Yingjie Zhang group: Imaging liquid solvation layers at the atomic scale
New research, led by Yingjie Zhang, assistant professor of Materials Science and Engineering at the University of Illinois at Urbana-Champaign, reports on direct imaging of the liquid solvation layers in an electrochemical supercapacitor device. The researchers identified key molecular reconfiguration effects during the capacitive charge/discharge processes. These findings are published in ACS Nano.
Liquid solvation layers, also called electric double layers (EDLs), occur ubiquitously at all types of solid-liquid interfaces and are crucial for a large range of natural and engineered processes, such as biomolecular signal transduction, corrosion control, and electrochemical energy conversion and storage. “In this study we were aiming to obtain structural information of these EDLs in order to understand the structure-property relationship for energy storage processes; but to date, it has been challenging to resolve the molecular structures of EDLs using other types of techniques such as X-ray spectroscopy and electron microscopy,” said Shan Zhou, a postdoctoral research associate and lead author on the paper.

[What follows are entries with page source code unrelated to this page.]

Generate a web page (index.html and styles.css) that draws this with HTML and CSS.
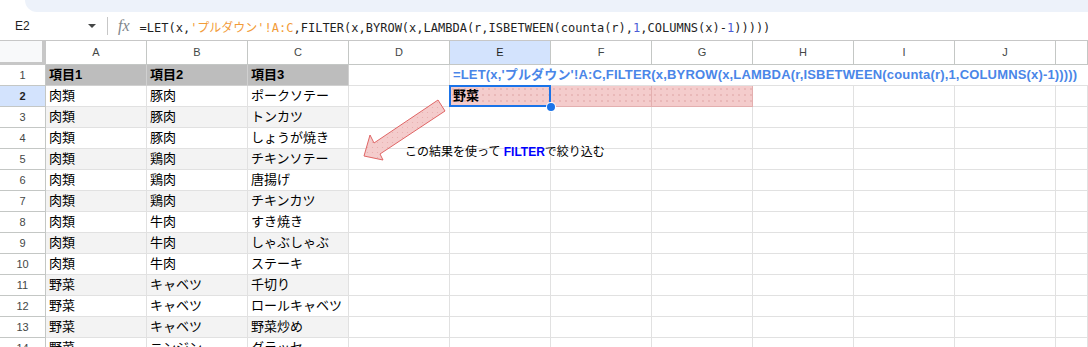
FILE: index.html
```html
<!DOCTYPE html>
<html lang="ja">
<head>
  <meta charset="UTF-8">
  <title>プルダウン - FILTER</title>
  <link rel="stylesheet" href="styles.css">
</head>
<body>
  <div class="topband"></div>

  <div class="formula-bar">
    <div class="name-box">E2</div>
    <span class="caret"></span>
    <span class="sep"></span>
    <span class="fx">fx</span>
    <div class="formula">=LET(x,<span class="ref">'プルダウン'!A:C</span>,FILTER(x,BYROW(x,LAMBDA(r,ISBETWEEN(counta(r),<span class="num">1</span>,COLUMNS(x)-<span class="num">1</span>)))))</div>
  </div>

  <div class="grid">
    <div class="corner"></div>
    <div class="ch">A</div><div class="ch">B</div><div class="ch">C</div><div class="ch">D</div>
    <div class="ch active">E</div><div class="ch">F</div><div class="ch">G</div><div class="ch">H</div>
    <div class="ch">I</div><div class="ch">J</div><div class="ch"></div>

    <div class="row">
      <div class="rh">1</div>
      <div class="c d hd">項目1</div><div class="c d hd">項目2</div><div class="c d hd">項目3</div>
      <div class="c"></div>
      <div class="c spilltext">=LET(x,'プルダウン'!A:C,FILTER(x,BYROW(x,LAMBDA(r,ISBETWEEN(counta(r),1,COLUMNS(x)-1)))))</div>
    </div>

    <div class="row">
      <div class="rh active">2</div>
      <div class="c d">肉類</div><div class="c d">豚肉</div><div class="c d">ポークソテー</div>
      <div class="c"></div>
      <div class="c spill sel"><b>野菜</b></div><div class="c spill"></div><div class="c spill"></div>
      <div class="c"></div><div class="c"></div><div class="c"></div><div class="c"></div>
    </div>

    <div class="row band">
      <div class="rh">3</div>
      <div class="c d">肉類</div><div class="c d">豚肉</div><div class="c d">トンカツ</div>
      <div class="c"></div><div class="c"></div><div class="c"></div><div class="c"></div>
      <div class="c"></div><div class="c"></div><div class="c"></div><div class="c"></div>
    </div>

    <div class="row">
      <div class="rh">4</div>
      <div class="c d">肉類</div><div class="c d">豚肉</div><div class="c d">しょうが焼き</div>
      <div class="c"></div><div class="c"></div><div class="c"></div><div class="c"></div>
      <div class="c"></div><div class="c"></div><div class="c"></div><div class="c"></div>
    </div>

    <div class="row band">
      <div class="rh">5</div>
      <div class="c d">肉類</div><div class="c d">鶏肉</div><div class="c d">チキンソテー</div>
      <div class="c"></div><div class="c"></div><div class="c"></div><div class="c"></div>
      <div class="c"></div><div class="c"></div><div class="c"></div><div class="c"></div>
    </div>

    <div class="row">
      <div class="rh">6</div>
      <div class="c d">肉類</div><div class="c d">鶏肉</div><div class="c d">唐揚げ</div>
      <div class="c"></div><div class="c"></div><div class="c"></div><div class="c"></div>
      <div class="c"></div><div class="c"></div><div class="c"></div><div class="c"></div>
    </div>

    <div class="row band">
      <div class="rh">7</div>
      <div class="c d">肉類</div><div class="c d">鶏肉</div><div class="c d">チキンカツ</div>
      <div class="c"></div><div class="c"></div><div class="c"></div><div class="c"></div>
      <div class="c"></div><div class="c"></div><div class="c"></div><div class="c"></div>
    </div>

    <div class="row">
      <div class="rh">8</div>
      <div class="c d">肉類</div><div class="c d">牛肉</div><div class="c d">すき焼き</div>
      <div class="c"></div><div class="c"></div><div class="c"></div><div class="c"></div>
      <div class="c"></div><div class="c"></div><div class="c"></div><div class="c"></div>
    </div>

    <div class="row band">
      <div class="rh">9</div>
      <div class="c d">肉類</div><div class="c d">牛肉</div><div class="c d">しゃぶしゃぶ</div>
      <div class="c"></div><div class="c"></div><div class="c"></div><div class="c"></div>
      <div class="c"></div><div class="c"></div><div class="c"></div><div class="c"></div>
    </div>

    <div class="row">
      <div class="rh">10</div>
      <div class="c d">肉類</div><div class="c d">牛肉</div><div class="c d">ステーキ</div>
      <div class="c"></div><div class="c"></div><div class="c"></div><div class="c"></div>
      <div class="c"></div><div class="c"></div><div class="c"></div><div class="c"></div>
    </div>

    <div class="row band">
      <div class="rh">11</div>
      <div class="c d">野菜</div><div class="c d">キャベツ</div><div class="c d">千切り</div>
      <div class="c"></div><div class="c"></div><div class="c"></div><div class="c"></div>
      <div class="c"></div><div class="c"></div><div class="c"></div><div class="c"></div>
    </div>

    <div class="row">
      <div class="rh">12</div>
      <div class="c d">野菜</div><div class="c d">キャベツ</div><div class="c d">ロールキャベツ</div>
      <div class="c"></div><div class="c"></div><div class="c"></div><div class="c"></div>
      <div class="c"></div><div class="c"></div><div class="c"></div><div class="c"></div>
    </div>

    <div class="row band">
      <div class="rh">13</div>
      <div class="c d">野菜</div><div class="c d">キャベツ</div><div class="c d">野菜炒め</div>
      <div class="c"></div><div class="c"></div><div class="c"></div><div class="c"></div>
      <div class="c"></div><div class="c"></div><div class="c"></div><div class="c"></div>
    </div>

    <div class="row">
      <div class="rh">14</div>
      <div class="c d">野菜</div><div class="c d">ニンジン</div><div class="c d">グラッセ</div>
      <div class="c"></div><div class="c"></div><div class="c"></div><div class="c"></div>
      <div class="c"></div><div class="c"></div><div class="c"></div><div class="c"></div>
    </div>
  </div>

  <!-- callout drawn over the sheet -->
  <svg class="arrow" width="1088" height="347" viewBox="0 0 1088 347">
    <defs>
      <pattern id="dots" width="5" height="5" patternUnits="userSpaceOnUse">
        <rect width="5" height="5" fill="#f4cccc"/>
        <circle cx="2.5" cy="2.5" r="0.6" fill="#e6aeae"/>
      </pattern>
    </defs>
    <polygon points="438,100 374,143 370,135 364,156 383,160 380,154 445,111"
             fill="url(#dots)" stroke="#e06666" stroke-width="1" stroke-linejoin="miter"/>
  </svg>
  <div class="note">この結果を使って <b class="kw">FILTER</b>で絞り込む</div>
</body>
</html>
```

FILE: styles.css
```css
body {
  margin: 0;
  width: 1088px;
  height: 347px;
  overflow: hidden;
  position: relative;
  background: #fff;
  color: #000;
  font-family: "Liberation Sans", Arial, "Noto Sans CJK JP", sans-serif;
}
.topband {
  height: 12px;
  margin-left: 25px;
  background: #edf2fa;
  border-bottom-left-radius: 12px;
}
.formula-bar {
  display: flex;
  align-items: center;
  height: 28px;
  border-bottom: 1px solid #c7c7c7;
}
.name-box {
  box-sizing: border-box;
  width: 88px;
  padding-left: 15px;
  font-size: 12px;
  color: #1f1f1f;
}
.caret {
  width: 0;
  height: 0;
  border-left: 4px solid transparent;
  border-right: 4px solid transparent;
  border-top: 4px solid #444746;
}
.sep {
  width: 1px;
  height: 18px;
  margin-left: 11px;
  background: #c7c7c7;
}
.fx {
  margin-left: 10px;
  font-family: "Liberation Serif", serif;
  font-style: italic;
  font-size: 16px;
  color: #80868b;
}
.formula {
  margin-left: 10px;
  font-family: "DejaVu Sans Mono", "Noto Sans CJK JP", monospace;
  font-size: 12px;
  color: #1f1f1f;
  white-space: nowrap;
}
.formula .ref {
  color: #f29b38;
}
.formula .num {
  color: #4b5bd6;
}

.grid {
  display: grid;
  grid-template-columns: 46px repeat(10, 101px) 1fr;
  grid-template-rows: 24px repeat(14, 21px);
}
.row {
  display: contents;
}
.corner {
  background: #f8f9fa;
  box-shadow: inset -4px -3px 0 #c7c7c7;
}
.ch {
  border-right: 1px solid #c4c7c5;
  border-bottom: 1px solid #c4c7c5;
  font-size: 11px;
  line-height: 23px;
  text-align: center;
  color: #444746;
}
.rh {
  border-right: 1px solid #c4c7c5;
  border-bottom: 1px solid #c4c7c5;
  font-size: 11px;
  line-height: 20px;
  text-align: center;
  color: #444746;
}
.ch.active,
.rh.active {
  background: #d3e3fd;
  color: #1f1f1f;
}
.rh.active {
  font-weight: bold;
}
.c {
  border-right: 1px solid #e1e1e1;
  border-bottom: 1px solid #e1e1e1;
  padding: 0 3px;
  font-size: 13px;
  line-height: 20px;
  white-space: nowrap;
  overflow: hidden;
}
.band .d {
  background: #f3f3f3;
}
.c.hd {
  background: #bdbdbd;
  border-right-color: #d0d0d0;
  border-bottom-color: #d0d0d0;
  font-weight: bold;
}
.spilltext {
  grid-column: span 7;
  border-right: none;
  overflow: visible;
  color: #4a86e8;
  font-weight: bold;
  letter-spacing: 0.17px;
}
.spill {
  background-color: #f4cccc;
  background-image: radial-gradient(circle, #e6b2b2 0.6px, transparent 1px);
  background-size: 6px 6px;
  border-right-color: #e3afaf;
  border-bottom-color: #e3afaf;
}
.sel {
  position: relative;
  overflow: visible;
}
.sel::after {
  content: "";
  position: absolute;
  left: -1px;
  top: -1px;
  right: -1px;
  bottom: -1px;
  border: 2px solid #1a73e8;
}
.sel::before {
  content: "";
  position: absolute;
  right: -5px;
  bottom: -5px;
  width: 8px;
  height: 8px;
  border-radius: 50%;
  background: #1a73e8;
  box-shadow: 0 0 0 1px #fff;
  z-index: 1;
}

.arrow {
  position: absolute;
  left: 0;
  top: 0;
  pointer-events: none;
}
.note {
  position: absolute;
  left: 405px;
  top: 144px;
  font-size: 12px;
  line-height: 16px;
  color: #000;
  white-space: nowrap;
}
.note .kw {
  color: #0000ff;
}
```
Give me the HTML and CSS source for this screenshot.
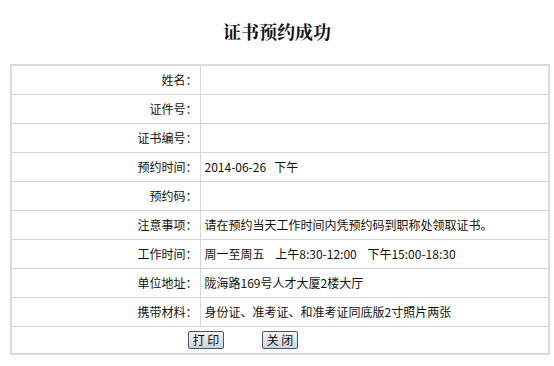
FILE: index.html
```html
<!DOCTYPE html>
<html lang="zh-CN">
<head>
<meta charset="utf-8">
<title>证书预约成功</title>
<link rel="stylesheet" href="styles.css">
</head>
<body>
<h1 class="title">证书预约成功</h1>
<table class="info">
  <tr><th>姓名：</th><td></td></tr>
  <tr><th>证件号：</th><td></td></tr>
  <tr><th>证书编号：</th><td></td></tr>
  <tr><th>预约时间：</th><td>2014-06-26&nbsp;&nbsp;&nbsp;下午</td></tr>
  <tr><th>预约码：</th><td></td></tr>
  <tr><th>注意事项：</th><td>请在预约当天工作时间内凭预约码到职称处领取证书。</td></tr>
  <tr><th>工作时间：</th><td>周一至周五&nbsp;&nbsp;&nbsp;&nbsp;上午8:30-12:00&nbsp;&nbsp;&nbsp;&nbsp;下午15:00-18:30</td></tr>
  <tr><th>单位地址：</th><td>陇海路169号人才大厦2楼大厅</td></tr>
  <tr><th>携带材料：</th><td>身份证、准考证、和准考证同底版2寸照片两张</td></tr>
  <tr class="actions"><td colspan="2"><button class="btn" type="button">打 印</button><button class="btn" type="button">关 闭</button></td></tr>
</table>
</body>
</html>
```

FILE: styles.css
```css
html, body {
  margin: 0;
  padding: 0;
  background: #fff;
}
body {
  font-family: "Noto Sans CJK SC", "DejaVu Sans", sans-serif;
  font-size: 12px;
  color: #111;
}
.title {
  margin: 0;
  padding-top: 21px;
  height: 64px;
  box-sizing: border-box;
  text-align: center;
  font-family: "Noto Serif CJK SC", "Noto Sans CJK SC", serif;
  font-size: 18px;
  line-height: 20px;
  font-weight: bold;
  color: #111;
}
.info {
  margin: 0 0 0 10px;
  width: 540px;
  border-collapse: collapse;
  border: 2px solid #dcdcdc;
}
.info th, .info td {
  border: 1px solid #d6d6d6;
  height: 29px;
  padding: 0;
  box-sizing: border-box;
  vertical-align: middle;
  line-height: 16px;
}
.info th {
  width: 189px;
  text-align: right;
  font-weight: normal;
  padding-right: 2px;
}
.info td {
  text-align: left;
  padding-left: 4px;
}
.actions td {
  height: 28px;
  padding-left: 0;
  text-align: left;
}
.btn {
  font-family: "Noto Sans CJK SC", sans-serif;
  font-size: 12px;
  line-height: 14px;
  height: 18px;
  width: 36px;
  padding: 0;
  margin: 0;
  color: #111;
  border: 1px solid #4a5560;
  border-radius: 2px;
  background: linear-gradient(#f2f5f8, #c9d3dd);
}
.btn:first-child {
  margin-left: 176px;
}
.btn + .btn {
  margin-left: 38px;
}
```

To address this problem, the Zhang lab recently developed a new technique to image solid-liquid interfaces. Their invention, called "electrochemical three-dimensional atomic force microscopy (EC-3D-AFM)," enables atomic-scale 3D imaging of both the electrode surface and electric double layers within conditions in an electrochemical cell. “EDL structures are critical for batteries and supercapacitors," said Kaustubh Panse, a graduate student and co-lead author on the work. "Our EC-3D-AFM technique allows us to directly see the EDLs and understand how these energy storage systems work.”
Schematic showing the EC-3D-AFM setup and a 3D image of EDLs on a graphite surface.

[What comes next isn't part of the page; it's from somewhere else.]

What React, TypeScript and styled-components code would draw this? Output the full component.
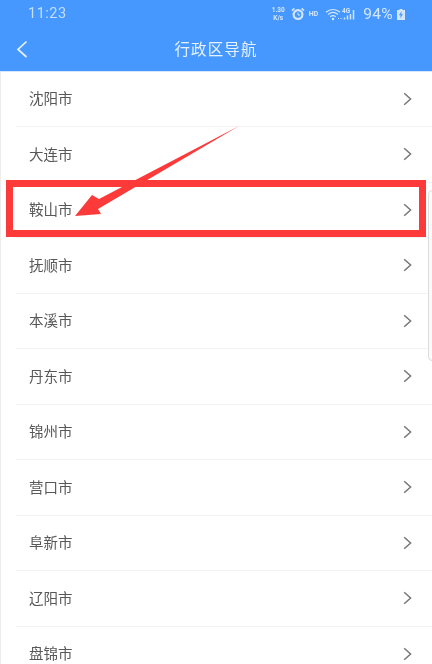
import React from 'react';
import styled, { createGlobalStyle } from 'styled-components';

const GlobalStyle = createGlobalStyle`
  html, body {
    margin: 0;
    padding: 0;
    background: #fff;
  }
`;

const PageDiv = styled.div`
  position: relative;
  width: 432px;
  height: 664px;
  overflow: hidden;
  background: #fff;
  font-family: 'Noto Sans CJK SC', Roboto, sans-serif;
`;

const HeaderDiv = styled.div`
  background: #4698fe;
  border-bottom: 1px solid #d3e6fd;
  color: #e6f1ff;
  filter: blur(0.35px);
`;

const StatusBar = styled.div`
  display: flex;
  align-items: center;
  justify-content: space-between;
  height: 27px;
  padding: 0 27px 0 28px;
`;

const TimeText = styled.span`
  font-family: Roboto, sans-serif;
  font-size: 14.5px;
  letter-spacing: 0.5px;
  color: #c5dffe;
`;

const StatusIcons = styled.div`
  display: flex;
  align-items: center;
  padding-top: 1px;
  color: #d3e6fe;
`;

const SpeedText = styled.span`
  display: flex;
  flex-direction: column;
  align-items: center;
  font-family: Roboto, sans-serif;
  font-size: 6.5px;
  font-weight: 700;
  line-height: 8px;
  margin-right: 6px;
`;

const HdText = styled.span`
  font-family: Roboto, sans-serif;
  font-size: 7px;
  font-weight: 700;
  margin: 0 7px 0 4px;
`;

const BatteryText = styled.span`
  font-family: Roboto, sans-serif;
  font-size: 15.5px;
  margin: 0 4px 0 6px;
  letter-spacing: 0.3px;
`;

const NavBar = styled.div`
  display: flex;
  align-items: center;
  justify-content: center;
  position: relative;
  height: 43.5px;
  padding-bottom: 2px;
  box-sizing: border-box;
`;

const BackIcon = styled.svg`
  position: absolute;
  left: 15px;
  top: 12px;
`;

const TitleText = styled.span`
  font-size: 15.5px;
  letter-spacing: 1.1px;
`;

const RowList = styled.div`
  display: flex;
  flex-direction: column;
  border-left: 1px solid #ececec;
  filter: blur(0.35px);
`;

const Row = styled.div`
  display: flex;
  align-items: center;
  justify-content: space-between;
  flex: 0 0 55.5px;
  box-sizing: border-box;
  margin-left: 15px;
  padding: 0 20px 0 13px;
  border-bottom: 1px solid #f2f2f2;
  color: #585858;
  font-size: 14.5px;
`;

const CityName = styled.span`
  padding-bottom: 2px;
`;

const HighlightBox = styled.div`
  position: absolute;
  left: 6px;
  top: 180px;
  width: 420px;
  height: 57px;
  box-sizing: border-box;
  border: 7px solid #fc3a3a;
`;

const ArrowSvg = styled.svg`
  position: absolute;
  left: 0;
  top: 0;
`;

const ScrollHandle = styled.div`
  position: absolute;
  left: 428px;
  top: 190px;
  width: 12px;
  height: 171px;
  box-sizing: border-box;
  border: 1px solid #dcdcdc;
  border-radius: 4px;
  background: #fafafa;
`;

const cities = ['沈阳市', '大连市', '鞍山市', '抚顺市', '本溪市', '丹东市', '锦州市', '营口市', '阜新市', '辽阳市', '盘锦市'];

function Chevron() {
  return (
    <svg width="9" height="14" viewBox="0 0 9 14" fill="none">
      <path d="M1.2 1.2L7.6 7L1.2 12.8" stroke="#777" strokeWidth="1.5" />
    </svg>
  );
}

export default function App() {
  return (
    <PageDiv>
      <GlobalStyle />
      <HeaderDiv>
        <StatusBar>
          <TimeText>11:23</TimeText>
          <StatusIcons>
            <SpeedText>
              <span>1.30</span>
              <span>K/s</span>
            </SpeedText>
            {/* alarm clock */}
            <svg width="14" height="14" viewBox="0 0 14 14" fill="none">
              <circle cx="7" cy="7.6" r="4.4" stroke="currentColor" strokeWidth="2.2" />
              <path d="M7 5.5v2.5h2" stroke="currentColor" strokeWidth="1" />
              <path d="M1 3.6L3.4 1.3M13 3.6L10.6 1.3" stroke="currentColor" strokeWidth="1.6" />
            </svg>
            <HdText>HD</HdText>
            {/* wifi */}
            <svg width="17" height="13" viewBox="0 0 17 13" fill="none">
              <path d="M1 4.2C5 .6 11 .6 15 4.2" stroke="currentColor" strokeWidth="1.2" />
              <path d="M3 6.6C6 4 10 4 13 6.6" stroke="currentColor" strokeWidth="1.2" />
              <path d="M5.2 8.8C7 7.4 9 7.4 10.8 8.8" stroke="currentColor" strokeWidth="1.2" />
              <circle cx="8" cy="11" r="1.2" fill="currentColor" />
              <path d="M13 10.5h1M15.5 10.5h1" stroke="currentColor" strokeWidth="1.2" />
            </svg>
            {/* 4G signal */}
            <svg width="15" height="14" viewBox="0 0 15 14" fill="none">
              <text x="0" y="6" fontSize="6.5" fontWeight="700" fontFamily="Roboto, sans-serif" fill="currentColor">4G</text>
              <path d="M2.5 12.5v-2M5.5 12.5v-4M8.5 12.5V7M11.5 12.5V3" stroke="currentColor" strokeWidth="1.5" />
            </svg>
            <BatteryText>94%</BatteryText>
            {/* charging battery */}
            <svg width="8" height="11" viewBox="0 0 8 11">
              <path d="M2.5 0h3v1H8v10H0V1h2.5z" fill="currentColor" />
              <path d="M4.6 2L2 6.2h1.7L3.2 9.4 6 5.2H4.2z" fill="#4698fe" />
            </svg>
          </StatusIcons>
        </StatusBar>
        <NavBar>
          <BackIcon width="14" height="20" viewBox="0 0 14 20" fill="none">
            <path d="M11.5 2.5L3 10.5L11.5 18" stroke="#e6f1ff" strokeWidth="1.7" />
          </BackIcon>
          <TitleText>行政区导航</TitleText>
        </NavBar>
      </HeaderDiv>
      <RowList>
        {cities.map((city) => (
          <Row key={city}>
            <CityName>{city}</CityName>
            <Chevron />
          </Row>
        ))}
      </RowList>
      <ScrollHandle />
      <HighlightBox />
      <ArrowSvg width="432" height="664" viewBox="0 0 432 664">
        <polygon points="239,126 99,199 92,195 75,216 101,214 98,209" fill="#fc3a3a" />
      </ArrowSvg>
    </PageDiv>
  );
}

Detailed features of the EDLs have been identified from the 3D molecular density maps using this technique. For example, the multilayer nature of the EDLs and zigzag-like patterns within each layer can be clearly resolved. The observed quasi-periodic zigzag features of EDLs are due to both the molecular tilt and the coexistence of cations and anions, which were proved by molecular dynamics (MD) simulations from the Narayana Aluru group here at the University of Illinois at Urbana-Champaign.

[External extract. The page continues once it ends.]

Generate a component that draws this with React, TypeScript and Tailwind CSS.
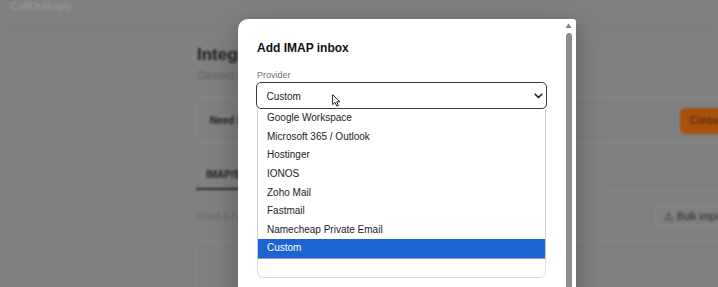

More interestingly, when applying different voltages to the graphite surface, pronounced structural reconfigurations were observed, especially at the first ionic layer. Combining experimental results with MD simulations, the authors identified that the molecular arrangement and orientation in the first EDL layer play a dominant role in capacitive charge storage. “We are excited about these results and are looking forward to see how this powerful imaging technique and these mechanistic understandings will benefit other researchers in areas of not only energy storage, but also molecular biology and others,” said Zhang.
The paper “Three-Dimensional Molecular Mapping of Ionic Liquids at Electrified Interfaces” can be found here: https://pubs.acs.org/doi/10.1021/acsnano.0c07957
This work was supported by the American Chemical Society Petroleum Research Fund and the National Science Foundation.